* Given request
Extract the full listing verbatim and drop any pictures from your copy.

* Supplied information
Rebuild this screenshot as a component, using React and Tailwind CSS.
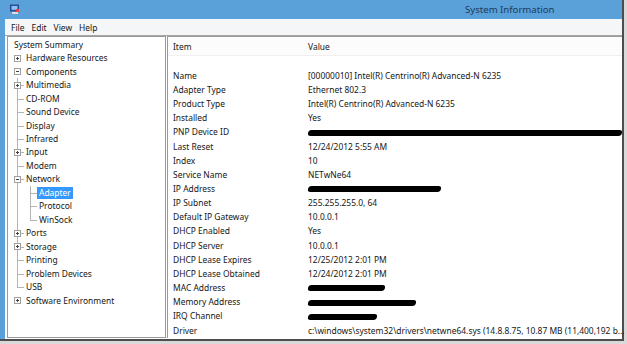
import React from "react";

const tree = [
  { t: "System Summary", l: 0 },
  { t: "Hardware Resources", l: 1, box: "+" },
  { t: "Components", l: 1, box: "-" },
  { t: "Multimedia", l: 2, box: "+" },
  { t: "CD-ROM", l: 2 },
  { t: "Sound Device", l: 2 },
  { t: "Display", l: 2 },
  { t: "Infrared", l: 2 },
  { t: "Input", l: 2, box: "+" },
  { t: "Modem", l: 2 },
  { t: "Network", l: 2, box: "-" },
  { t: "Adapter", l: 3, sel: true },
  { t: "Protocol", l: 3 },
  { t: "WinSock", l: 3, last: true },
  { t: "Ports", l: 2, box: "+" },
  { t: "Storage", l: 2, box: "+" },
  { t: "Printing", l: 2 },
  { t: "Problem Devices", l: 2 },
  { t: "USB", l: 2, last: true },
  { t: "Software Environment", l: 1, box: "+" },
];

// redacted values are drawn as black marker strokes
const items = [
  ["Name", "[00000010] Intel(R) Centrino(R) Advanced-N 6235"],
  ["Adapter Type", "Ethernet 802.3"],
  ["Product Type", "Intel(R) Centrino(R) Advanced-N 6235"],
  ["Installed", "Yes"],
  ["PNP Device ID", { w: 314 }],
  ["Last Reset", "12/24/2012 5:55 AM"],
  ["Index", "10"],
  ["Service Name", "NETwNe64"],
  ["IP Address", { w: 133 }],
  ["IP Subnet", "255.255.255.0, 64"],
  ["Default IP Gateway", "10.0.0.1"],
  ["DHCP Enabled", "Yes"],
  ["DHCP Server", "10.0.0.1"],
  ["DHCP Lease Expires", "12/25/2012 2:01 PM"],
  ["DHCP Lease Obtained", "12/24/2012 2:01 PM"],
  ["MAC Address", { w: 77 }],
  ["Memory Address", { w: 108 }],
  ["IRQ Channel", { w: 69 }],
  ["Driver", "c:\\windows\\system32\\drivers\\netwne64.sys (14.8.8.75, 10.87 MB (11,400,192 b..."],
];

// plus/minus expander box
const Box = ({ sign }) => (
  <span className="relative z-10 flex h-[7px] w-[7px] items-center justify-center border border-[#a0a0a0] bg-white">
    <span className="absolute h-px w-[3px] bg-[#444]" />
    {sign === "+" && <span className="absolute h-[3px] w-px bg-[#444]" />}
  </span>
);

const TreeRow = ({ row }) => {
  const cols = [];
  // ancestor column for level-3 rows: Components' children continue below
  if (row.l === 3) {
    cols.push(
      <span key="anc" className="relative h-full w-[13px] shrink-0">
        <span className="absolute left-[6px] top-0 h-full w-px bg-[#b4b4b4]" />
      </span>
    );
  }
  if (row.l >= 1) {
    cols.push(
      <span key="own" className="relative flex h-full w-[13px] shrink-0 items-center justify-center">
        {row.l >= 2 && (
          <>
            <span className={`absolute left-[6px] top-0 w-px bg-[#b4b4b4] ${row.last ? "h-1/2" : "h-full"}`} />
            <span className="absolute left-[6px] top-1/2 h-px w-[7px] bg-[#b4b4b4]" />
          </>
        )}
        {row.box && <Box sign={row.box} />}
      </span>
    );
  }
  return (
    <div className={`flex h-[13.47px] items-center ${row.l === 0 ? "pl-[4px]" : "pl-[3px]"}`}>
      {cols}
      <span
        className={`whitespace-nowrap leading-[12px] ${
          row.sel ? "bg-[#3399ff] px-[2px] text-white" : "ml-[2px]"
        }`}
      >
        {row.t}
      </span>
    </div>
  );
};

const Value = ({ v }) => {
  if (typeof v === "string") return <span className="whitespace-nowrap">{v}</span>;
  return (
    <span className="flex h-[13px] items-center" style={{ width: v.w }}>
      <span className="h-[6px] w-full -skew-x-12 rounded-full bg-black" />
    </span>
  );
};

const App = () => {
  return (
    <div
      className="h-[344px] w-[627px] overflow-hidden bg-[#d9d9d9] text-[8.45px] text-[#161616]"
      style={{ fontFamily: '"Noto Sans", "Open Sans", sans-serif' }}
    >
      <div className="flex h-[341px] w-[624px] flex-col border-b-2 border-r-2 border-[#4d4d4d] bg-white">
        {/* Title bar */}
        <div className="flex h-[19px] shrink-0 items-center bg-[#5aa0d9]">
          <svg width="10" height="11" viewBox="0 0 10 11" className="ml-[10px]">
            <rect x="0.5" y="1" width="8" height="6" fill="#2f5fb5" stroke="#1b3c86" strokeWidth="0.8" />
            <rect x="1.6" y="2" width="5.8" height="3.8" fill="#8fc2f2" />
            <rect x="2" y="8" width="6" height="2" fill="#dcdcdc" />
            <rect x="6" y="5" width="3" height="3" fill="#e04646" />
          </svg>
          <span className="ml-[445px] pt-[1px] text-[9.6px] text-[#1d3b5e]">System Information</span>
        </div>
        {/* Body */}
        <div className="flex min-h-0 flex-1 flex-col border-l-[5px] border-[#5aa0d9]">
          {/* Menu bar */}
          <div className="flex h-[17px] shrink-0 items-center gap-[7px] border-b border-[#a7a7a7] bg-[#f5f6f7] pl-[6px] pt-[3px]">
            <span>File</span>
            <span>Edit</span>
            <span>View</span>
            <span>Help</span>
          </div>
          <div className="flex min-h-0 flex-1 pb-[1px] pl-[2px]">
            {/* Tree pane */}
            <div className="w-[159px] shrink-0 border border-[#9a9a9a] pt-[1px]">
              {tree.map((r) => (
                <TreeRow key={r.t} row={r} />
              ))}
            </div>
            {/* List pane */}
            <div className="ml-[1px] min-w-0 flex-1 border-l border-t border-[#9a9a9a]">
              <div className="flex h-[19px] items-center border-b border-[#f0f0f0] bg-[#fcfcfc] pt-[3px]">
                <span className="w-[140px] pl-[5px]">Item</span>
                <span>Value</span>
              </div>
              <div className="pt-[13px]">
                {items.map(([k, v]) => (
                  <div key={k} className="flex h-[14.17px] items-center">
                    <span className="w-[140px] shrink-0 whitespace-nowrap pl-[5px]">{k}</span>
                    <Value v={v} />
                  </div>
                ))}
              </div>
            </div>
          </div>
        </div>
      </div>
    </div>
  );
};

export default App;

* Response to the task
Rebuild this screenshot as a component, using React and Tailwind CSS.
import React from "react";

const tree = [
  { t: "System Summary", l: 0 },
  { t: "Hardware Resources", l: 1, box: "+" },
  { t: "Components", l: 1, box: "-" },
  { t: "Multimedia", l: 2, box: "+" },
  { t: "CD-ROM", l: 2 },
  { t: "Sound Device", l: 2 },
  { t: "Display", l: 2 },
  { t: "Infrared", l: 2 },
  { t: "Input", l: 2, box: "+" },
  { t: "Modem", l: 2 },
  { t: "Network", l: 2, box: "-" },
  { t: "Adapter", l: 3, sel: true },
  { t: "Protocol", l: 3 },
  { t: "WinSock", l: 3, last: true },
  { t: "Ports", l: 2, box: "+" },
  { t: "Storage", l: 2, box: "+" },
  { t: "Printing", l: 2 },
  { t: "Problem Devices", l: 2 },
  { t: "USB", l: 2, last: true },
  { t: "Software Environment", l: 1, box: "+" },
];

// redacted values are drawn as black marker strokes
const items = [
  ["Name", "[00000010] Intel(R) Centrino(R) Advanced-N 6235"],
  ["Adapter Type", "Ethernet 802.3"],
  ["Product Type", "Intel(R) Centrino(R) Advanced-N 6235"],
  ["Installed", "Yes"],
  ["PNP Device ID", { w: 314 }],
  ["Last Reset", "12/24/2012 5:55 AM"],
  ["Index", "10"],
  ["Service Name", "NETwNe64"],
  ["IP Address", { w: 133 }],
  ["IP Subnet", "255.255.255.0, 64"],
  ["Default IP Gateway", "10.0.0.1"],
  ["DHCP Enabled", "Yes"],
  ["DHCP Server", "10.0.0.1"],
  ["DHCP Lease Expires", "12/25/2012 2:01 PM"],
  ["DHCP Lease Obtained", "12/24/2012 2:01 PM"],
  ["MAC Address", { w: 77 }],
  ["Memory Address", { w: 108 }],
  ["IRQ Channel", { w: 69 }],
  ["Driver", "c:\\windows\\system32\\drivers\\netwne64.sys (14.8.8.75, 10.87 MB (11,400,192 b..."],
];

// plus/minus expander box
const Box = ({ sign }) => (
  <span className="relative z-10 flex h-[7px] w-[7px] items-center justify-center border border-[#a0a0a0] bg-white">
    <span className="absolute h-px w-[3px] bg-[#444]" />
    {sign === "+" && <span className="absolute h-[3px] w-px bg-[#444]" />}
  </span>
);

const TreeRow = ({ row }) => {
  const cols = [];
  // ancestor column for level-3 rows: Components' children continue below
  if (row.l === 3) {
    cols.push(
      <span key="anc" className="relative h-full w-[13px] shrink-0">
        <span className="absolute left-[6px] top-0 h-full w-px bg-[#b4b4b4]" />
      </span>
    );
  }
  if (row.l >= 1) {
    cols.push(
      <span key="own" className="relative flex h-full w-[13px] shrink-0 items-center justify-center">
        {row.l >= 2 && (
          <>
            <span className={`absolute left-[6px] top-0 w-px bg-[#b4b4b4] ${row.last ? "h-1/2" : "h-full"}`} />
            <span className="absolute left-[6px] top-1/2 h-px w-[7px] bg-[#b4b4b4]" />
          </>
        )}
        {row.box && <Box sign={row.box} />}
      </span>
    );
  }
  return (
    <div className={`flex h-[13.47px] items-center ${row.l === 0 ? "pl-[4px]" : "pl-[3px]"}`}>
      {cols}
      <span
        className={`whitespace-nowrap leading-[12px] ${
          row.sel ? "bg-[#3399ff] px-[2px] text-white" : "ml-[2px]"
        }`}
      >
        {row.t}
      </span>
    </div>
  );
};

const Value = ({ v }) => {
  if (typeof v === "string") return <span className="whitespace-nowrap">{v}</span>;
  return (
    <span className="flex h-[13px] items-center" style={{ width: v.w }}>
      <span className="h-[6px] w-full -skew-x-12 rounded-full bg-black" />
    </span>
  );
};

const App = () => {
  return (
    <div
      className="h-[344px] w-[627px] overflow-hidden bg-[#d9d9d9] text-[8.45px] text-[#161616]"
      style={{ fontFamily: '"Noto Sans", "Open Sans", sans-serif' }}
    >
      <div className="flex h-[341px] w-[624px] flex-col border-b-2 border-r-2 border-[#4d4d4d] bg-white">
        {/* Title bar */}
        <div className="flex h-[19px] shrink-0 items-center bg-[#5aa0d9]">
          <svg width="10" height="11" viewBox="0 0 10 11" className="ml-[10px]">
            <rect x="0.5" y="1" width="8" height="6" fill="#2f5fb5" stroke="#1b3c86" strokeWidth="0.8" />
            <rect x="1.6" y="2" width="5.8" height="3.8" fill="#8fc2f2" />
            <rect x="2" y="8" width="6" height="2" fill="#dcdcdc" />
            <rect x="6" y="5" width="3" height="3" fill="#e04646" />
          </svg>
          <span className="ml-[445px] pt-[1px] text-[9.6px] text-[#1d3b5e]">System Information</span>
        </div>
        {/* Body */}
        <div className="flex min-h-0 flex-1 flex-col border-l-[5px] border-[#5aa0d9]">
          {/* Menu bar */}
          <div className="flex h-[17px] shrink-0 items-center gap-[7px] border-b border-[#a7a7a7] bg-[#f5f6f7] pl-[6px] pt-[3px]">
            <span>File</span>
            <span>Edit</span>
            <span>View</span>
            <span>Help</span>
          </div>
          <div className="flex min-h-0 flex-1 pb-[1px] pl-[2px]">
            {/* Tree pane */}
            <div className="w-[159px] shrink-0 border border-[#9a9a9a] pt-[1px]">
              {tree.map((r) => (
                <TreeRow key={r.t} row={r} />
              ))}
            </div>
            {/* List pane */}
            <div className="ml-[1px] min-w-0 flex-1 border-l border-t border-[#9a9a9a]">
              <div className="flex h-[19px] items-center border-b border-[#f0f0f0] bg-[#fcfcfc] pt-[3px]">
                <span className="w-[140px] pl-[5px]">Item</span>
                <span>Value</span>
              </div>
              <div className="pt-[13px]">
                {items.map(([k, v]) => (
                  <div key={k} className="flex h-[14.17px] items-center">
                    <span className="w-[140px] shrink-0 whitespace-nowrap pl-[5px]">{k}</span>
                    <Value v={v} />
                  </div>
                ))}
              </div>
            </div>
          </div>
        </div>
      </div>
    </div>
  );
};

export default App;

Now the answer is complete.